Our State Roads and Highways --- Piney Woods Journal 2016
Our environment includes the social infrastructure
through which we navigate our busy lives. There are serious threats facing this
critical infrastructure as well as those threats confronting our natural
environment.
Our transportation infrastructure is a vital inheritance and
obligation that we can overlook in our headlong pursuit of life goals. We have
greatly benefitted from some of the finest air, rail, and road systems that the
world has ever known. Interstate and local transportation options, most created
decades or longer ago, allow us personal freedoms and flexibilities that most
second- and all third-world nations do not have.
This transportation
infrastructure is affected, over time, by our political and social choices.
Recent choices don't represent anything like the huge improvements that we saw
about a half-century ago with air and ground transportation investments. Our
interstate highway system is certainly one example. I can remember as a boy
watching over many months the progress in construction of sections of I-20
between West Monroe and Ruston. I remember, too, how much easier it was
afterward to travel through our larger cities. It seemed to take forever before
to travel by auto through all of the east-west stop lights of cities such
Birmingham on summer vacations.
One state newspaper recently carried a
letter to the editor from a reader complaining about the condition of Louisiana
highways, in contrast to those that he had driven in other states. Certainly,
oil industry slowdown, state budgetary constraints, and extensive flooding
damage in north and south Louisiana have negatively affected the quality of our
state roads and seriously delayed some bridge maintenance and repair projects.
Prospects in the short-term future do not offer promise for much positive change
of these overall road conditions. Some have proposed higher gasoline taxes and
more toll roads to try to generate needed funds, but these options are hardly
popular ones.
Given existing road conditions with more potholes, cracks
and erosion, Louisiana drivers can expect increased tire wear and replacement
expense, as well as need for more frequent front-end auto alignment. How we
drive our state roads makes some difference in tire and alignment expense.

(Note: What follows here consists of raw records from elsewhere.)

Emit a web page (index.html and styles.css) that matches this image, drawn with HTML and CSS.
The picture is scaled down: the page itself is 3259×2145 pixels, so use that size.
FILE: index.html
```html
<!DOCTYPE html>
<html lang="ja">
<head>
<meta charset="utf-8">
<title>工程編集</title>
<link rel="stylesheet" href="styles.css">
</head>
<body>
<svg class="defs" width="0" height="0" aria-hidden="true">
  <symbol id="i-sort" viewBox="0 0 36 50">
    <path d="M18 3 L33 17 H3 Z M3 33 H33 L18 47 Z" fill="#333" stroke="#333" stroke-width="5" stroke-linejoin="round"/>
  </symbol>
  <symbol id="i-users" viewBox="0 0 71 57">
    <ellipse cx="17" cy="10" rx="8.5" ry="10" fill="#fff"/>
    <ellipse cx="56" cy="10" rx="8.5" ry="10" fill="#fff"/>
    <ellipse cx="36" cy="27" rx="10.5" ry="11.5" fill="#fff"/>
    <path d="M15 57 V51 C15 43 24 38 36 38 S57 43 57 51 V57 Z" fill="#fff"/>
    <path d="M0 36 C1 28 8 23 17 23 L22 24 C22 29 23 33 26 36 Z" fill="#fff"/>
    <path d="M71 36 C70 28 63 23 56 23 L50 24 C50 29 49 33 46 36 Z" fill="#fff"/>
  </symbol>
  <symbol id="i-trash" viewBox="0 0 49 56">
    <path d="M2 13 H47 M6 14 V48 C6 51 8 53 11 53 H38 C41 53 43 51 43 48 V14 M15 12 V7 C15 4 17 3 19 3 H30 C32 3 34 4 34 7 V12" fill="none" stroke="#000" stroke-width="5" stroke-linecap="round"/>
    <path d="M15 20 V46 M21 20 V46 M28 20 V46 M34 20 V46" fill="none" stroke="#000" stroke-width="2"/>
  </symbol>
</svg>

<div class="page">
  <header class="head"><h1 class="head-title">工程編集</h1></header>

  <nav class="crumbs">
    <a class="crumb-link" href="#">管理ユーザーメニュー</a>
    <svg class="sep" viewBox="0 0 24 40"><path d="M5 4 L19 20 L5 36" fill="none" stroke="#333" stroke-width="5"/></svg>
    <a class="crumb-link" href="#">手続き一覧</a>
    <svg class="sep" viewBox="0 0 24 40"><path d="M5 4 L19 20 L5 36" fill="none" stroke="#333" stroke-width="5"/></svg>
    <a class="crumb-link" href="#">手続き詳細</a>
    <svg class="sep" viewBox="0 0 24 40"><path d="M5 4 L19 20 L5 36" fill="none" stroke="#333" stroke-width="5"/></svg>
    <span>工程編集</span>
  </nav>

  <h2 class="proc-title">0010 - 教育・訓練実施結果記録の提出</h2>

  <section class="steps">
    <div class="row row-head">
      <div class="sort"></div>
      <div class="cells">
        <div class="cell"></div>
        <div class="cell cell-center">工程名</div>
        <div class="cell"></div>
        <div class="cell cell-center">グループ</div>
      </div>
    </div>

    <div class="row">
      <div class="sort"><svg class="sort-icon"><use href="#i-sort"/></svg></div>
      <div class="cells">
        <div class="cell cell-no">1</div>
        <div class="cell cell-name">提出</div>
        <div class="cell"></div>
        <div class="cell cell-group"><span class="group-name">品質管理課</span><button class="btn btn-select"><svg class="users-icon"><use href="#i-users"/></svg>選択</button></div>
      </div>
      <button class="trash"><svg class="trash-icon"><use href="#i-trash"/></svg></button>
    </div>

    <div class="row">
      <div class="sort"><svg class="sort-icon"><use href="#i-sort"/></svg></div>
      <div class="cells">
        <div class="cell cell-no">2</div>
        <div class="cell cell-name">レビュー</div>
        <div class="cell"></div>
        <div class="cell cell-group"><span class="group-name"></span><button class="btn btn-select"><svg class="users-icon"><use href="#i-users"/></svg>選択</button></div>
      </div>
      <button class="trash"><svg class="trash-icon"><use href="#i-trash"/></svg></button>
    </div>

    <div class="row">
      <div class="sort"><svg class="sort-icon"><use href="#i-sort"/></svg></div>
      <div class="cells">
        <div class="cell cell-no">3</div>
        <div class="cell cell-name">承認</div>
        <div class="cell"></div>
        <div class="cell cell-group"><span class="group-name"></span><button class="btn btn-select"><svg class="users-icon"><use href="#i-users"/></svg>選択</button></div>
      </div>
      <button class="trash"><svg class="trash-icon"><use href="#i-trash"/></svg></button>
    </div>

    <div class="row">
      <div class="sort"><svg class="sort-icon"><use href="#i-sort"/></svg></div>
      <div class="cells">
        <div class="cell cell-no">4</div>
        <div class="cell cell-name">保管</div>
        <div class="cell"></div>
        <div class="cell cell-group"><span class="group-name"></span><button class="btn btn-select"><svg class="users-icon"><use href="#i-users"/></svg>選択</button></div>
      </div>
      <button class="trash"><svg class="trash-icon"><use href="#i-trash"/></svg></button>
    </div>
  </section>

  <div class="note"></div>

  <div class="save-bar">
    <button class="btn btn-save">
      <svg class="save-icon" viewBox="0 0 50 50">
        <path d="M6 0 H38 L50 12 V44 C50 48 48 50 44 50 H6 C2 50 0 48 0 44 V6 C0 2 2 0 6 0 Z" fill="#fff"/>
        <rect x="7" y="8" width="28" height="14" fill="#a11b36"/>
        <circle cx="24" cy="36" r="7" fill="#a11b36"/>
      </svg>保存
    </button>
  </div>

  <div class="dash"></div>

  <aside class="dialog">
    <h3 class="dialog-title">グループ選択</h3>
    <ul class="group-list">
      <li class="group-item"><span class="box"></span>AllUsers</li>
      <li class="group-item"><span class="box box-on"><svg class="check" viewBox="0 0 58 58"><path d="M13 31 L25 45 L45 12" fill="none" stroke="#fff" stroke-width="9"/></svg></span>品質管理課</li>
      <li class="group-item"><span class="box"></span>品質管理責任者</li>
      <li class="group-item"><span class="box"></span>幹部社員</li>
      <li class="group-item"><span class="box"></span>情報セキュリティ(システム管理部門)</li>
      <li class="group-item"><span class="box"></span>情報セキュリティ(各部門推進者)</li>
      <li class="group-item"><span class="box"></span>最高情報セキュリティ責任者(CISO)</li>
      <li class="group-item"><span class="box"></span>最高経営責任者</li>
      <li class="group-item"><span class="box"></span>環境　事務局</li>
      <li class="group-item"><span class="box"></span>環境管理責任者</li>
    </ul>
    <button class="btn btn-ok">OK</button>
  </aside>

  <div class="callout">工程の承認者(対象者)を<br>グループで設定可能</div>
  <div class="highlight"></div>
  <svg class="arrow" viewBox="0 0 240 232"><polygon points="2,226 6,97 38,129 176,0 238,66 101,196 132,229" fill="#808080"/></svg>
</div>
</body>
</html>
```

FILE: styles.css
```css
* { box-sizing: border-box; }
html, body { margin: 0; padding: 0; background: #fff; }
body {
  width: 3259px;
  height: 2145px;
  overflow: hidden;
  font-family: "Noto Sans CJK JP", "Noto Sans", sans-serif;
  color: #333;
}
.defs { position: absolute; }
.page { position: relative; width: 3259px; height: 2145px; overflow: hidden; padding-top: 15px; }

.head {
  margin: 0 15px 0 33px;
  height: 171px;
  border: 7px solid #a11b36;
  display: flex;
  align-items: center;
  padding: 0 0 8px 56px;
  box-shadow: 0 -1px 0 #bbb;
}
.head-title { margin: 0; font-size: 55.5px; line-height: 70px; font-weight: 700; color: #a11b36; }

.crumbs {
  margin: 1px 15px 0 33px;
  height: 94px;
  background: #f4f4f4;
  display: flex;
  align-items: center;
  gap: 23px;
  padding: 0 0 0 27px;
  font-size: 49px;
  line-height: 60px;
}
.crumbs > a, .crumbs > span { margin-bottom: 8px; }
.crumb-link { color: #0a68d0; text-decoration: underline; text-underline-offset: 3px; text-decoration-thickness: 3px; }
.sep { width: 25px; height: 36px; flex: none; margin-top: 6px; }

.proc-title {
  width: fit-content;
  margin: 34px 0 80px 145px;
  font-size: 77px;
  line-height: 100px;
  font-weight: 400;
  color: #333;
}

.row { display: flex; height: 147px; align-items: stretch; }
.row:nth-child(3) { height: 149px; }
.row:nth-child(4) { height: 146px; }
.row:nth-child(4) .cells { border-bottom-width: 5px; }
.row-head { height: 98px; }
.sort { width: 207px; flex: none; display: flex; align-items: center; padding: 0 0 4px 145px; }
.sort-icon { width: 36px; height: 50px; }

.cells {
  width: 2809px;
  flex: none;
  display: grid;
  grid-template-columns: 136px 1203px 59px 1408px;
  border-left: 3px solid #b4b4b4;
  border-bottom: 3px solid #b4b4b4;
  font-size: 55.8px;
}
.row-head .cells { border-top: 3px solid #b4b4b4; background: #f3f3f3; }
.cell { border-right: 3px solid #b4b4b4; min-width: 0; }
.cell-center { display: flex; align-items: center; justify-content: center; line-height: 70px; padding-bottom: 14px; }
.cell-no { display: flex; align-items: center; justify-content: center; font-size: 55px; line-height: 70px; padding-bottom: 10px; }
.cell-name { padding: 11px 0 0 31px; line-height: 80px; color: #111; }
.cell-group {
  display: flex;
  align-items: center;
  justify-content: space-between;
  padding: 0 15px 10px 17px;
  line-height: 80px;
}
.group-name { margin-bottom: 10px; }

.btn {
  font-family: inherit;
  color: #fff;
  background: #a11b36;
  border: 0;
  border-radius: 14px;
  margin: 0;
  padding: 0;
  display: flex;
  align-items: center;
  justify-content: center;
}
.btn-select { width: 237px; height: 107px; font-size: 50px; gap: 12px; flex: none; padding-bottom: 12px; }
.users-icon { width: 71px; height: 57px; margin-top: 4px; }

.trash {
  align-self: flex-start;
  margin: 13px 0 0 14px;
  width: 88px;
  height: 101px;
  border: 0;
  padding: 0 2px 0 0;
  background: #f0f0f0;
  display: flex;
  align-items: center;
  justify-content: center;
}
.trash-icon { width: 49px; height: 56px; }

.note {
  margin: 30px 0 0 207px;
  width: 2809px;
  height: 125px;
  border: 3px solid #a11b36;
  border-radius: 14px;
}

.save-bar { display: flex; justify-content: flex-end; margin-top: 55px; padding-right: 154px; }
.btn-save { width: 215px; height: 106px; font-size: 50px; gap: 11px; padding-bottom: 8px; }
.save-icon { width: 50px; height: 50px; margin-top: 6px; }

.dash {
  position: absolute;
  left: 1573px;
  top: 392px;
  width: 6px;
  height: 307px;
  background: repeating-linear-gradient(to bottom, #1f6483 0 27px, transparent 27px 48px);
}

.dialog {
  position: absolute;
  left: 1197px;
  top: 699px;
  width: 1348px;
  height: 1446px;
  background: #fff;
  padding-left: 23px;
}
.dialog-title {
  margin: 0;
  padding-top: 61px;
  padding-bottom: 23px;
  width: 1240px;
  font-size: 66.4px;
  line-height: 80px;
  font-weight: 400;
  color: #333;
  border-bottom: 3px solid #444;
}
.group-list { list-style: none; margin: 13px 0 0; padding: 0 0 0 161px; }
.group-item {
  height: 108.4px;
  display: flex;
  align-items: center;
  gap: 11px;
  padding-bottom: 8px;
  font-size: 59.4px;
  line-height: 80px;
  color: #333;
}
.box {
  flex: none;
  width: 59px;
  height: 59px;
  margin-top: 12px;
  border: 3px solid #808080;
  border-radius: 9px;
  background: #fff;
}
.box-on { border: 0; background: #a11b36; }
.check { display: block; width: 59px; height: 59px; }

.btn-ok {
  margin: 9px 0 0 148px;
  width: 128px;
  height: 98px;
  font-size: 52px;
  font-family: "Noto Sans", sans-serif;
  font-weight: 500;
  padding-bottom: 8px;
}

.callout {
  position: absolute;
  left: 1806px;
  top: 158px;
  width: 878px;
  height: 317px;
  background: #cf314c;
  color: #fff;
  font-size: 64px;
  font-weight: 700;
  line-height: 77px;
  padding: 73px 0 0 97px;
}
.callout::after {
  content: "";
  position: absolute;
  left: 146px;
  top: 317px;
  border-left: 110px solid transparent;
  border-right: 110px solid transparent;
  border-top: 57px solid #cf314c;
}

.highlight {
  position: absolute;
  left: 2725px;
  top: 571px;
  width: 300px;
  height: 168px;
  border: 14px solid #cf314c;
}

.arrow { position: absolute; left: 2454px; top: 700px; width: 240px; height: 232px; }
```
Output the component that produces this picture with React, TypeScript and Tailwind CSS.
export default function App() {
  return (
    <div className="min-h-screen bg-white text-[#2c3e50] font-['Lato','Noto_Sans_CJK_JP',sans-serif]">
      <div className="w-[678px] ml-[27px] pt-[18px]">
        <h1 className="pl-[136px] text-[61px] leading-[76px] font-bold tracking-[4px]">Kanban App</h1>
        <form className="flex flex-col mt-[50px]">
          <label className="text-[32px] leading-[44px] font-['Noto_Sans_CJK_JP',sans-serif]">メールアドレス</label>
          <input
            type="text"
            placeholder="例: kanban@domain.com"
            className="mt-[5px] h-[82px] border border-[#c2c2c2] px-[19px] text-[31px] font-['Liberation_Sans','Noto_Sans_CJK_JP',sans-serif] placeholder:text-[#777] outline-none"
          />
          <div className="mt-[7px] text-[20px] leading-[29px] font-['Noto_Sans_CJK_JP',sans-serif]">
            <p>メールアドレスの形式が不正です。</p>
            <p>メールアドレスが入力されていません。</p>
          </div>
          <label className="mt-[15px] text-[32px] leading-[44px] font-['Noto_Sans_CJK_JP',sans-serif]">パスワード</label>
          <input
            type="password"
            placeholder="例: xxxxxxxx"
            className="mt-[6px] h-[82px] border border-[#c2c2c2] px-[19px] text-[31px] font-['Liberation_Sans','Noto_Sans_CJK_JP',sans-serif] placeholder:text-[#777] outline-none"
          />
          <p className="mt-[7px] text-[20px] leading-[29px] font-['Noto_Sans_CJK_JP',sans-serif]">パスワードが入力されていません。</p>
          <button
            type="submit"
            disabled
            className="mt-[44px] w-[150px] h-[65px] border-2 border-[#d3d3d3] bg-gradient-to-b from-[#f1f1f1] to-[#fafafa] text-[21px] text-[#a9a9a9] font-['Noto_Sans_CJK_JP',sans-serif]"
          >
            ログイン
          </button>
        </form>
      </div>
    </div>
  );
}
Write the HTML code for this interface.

There seem to be two types of drivers -- those who seem generally unaware of
potholes and road obstructions and hit these often and those who try to navigate
carefully around most of these hinderances.
I wonder if there aren't a
few lessons in life regarding what we notice and then focus our attention and
what we ignore and just accept. Sometimes ignoring and just accepting obstacles
might be OK; other times we pay a big price for these attitudes and behaviors.
Some of us focus more attention on changing environmental realities and think
more about their life-impacting consequences. Actually doing something
meaningfully about our changing environmental realities is a huge challenge. We
seem to have gridlock often between activists and those apparently attuned to
other values and considerations. Finding common-sense compromises and even a
few creative solutions shouldn't be too much to expect. The low public rating
of national and state legislators suggests that they are not meeting public
expectations though.
One hundred years ago in our state, perhaps the most
common political slogan was we need "more good schools and good roads." Huey
Long and other populist-minded leaders fully recognized the ballot-box appeal of
responding to these voter sentiments. Louisiana transformed itself from 1915
forward through more and better paved roads and with road graters to make its
many dirt and gravel roads passable after heavy rains. These improved roads
particularly helped state farmers get their crops to market quicker and more
reliably.
Good schools and good roads are a vital part of our social
infrastructure. The state of our schools (K-college) and our roads seems among
the best measures of our overall social health and well being. Let's hope we
have more bipartisan support for strong investments in both.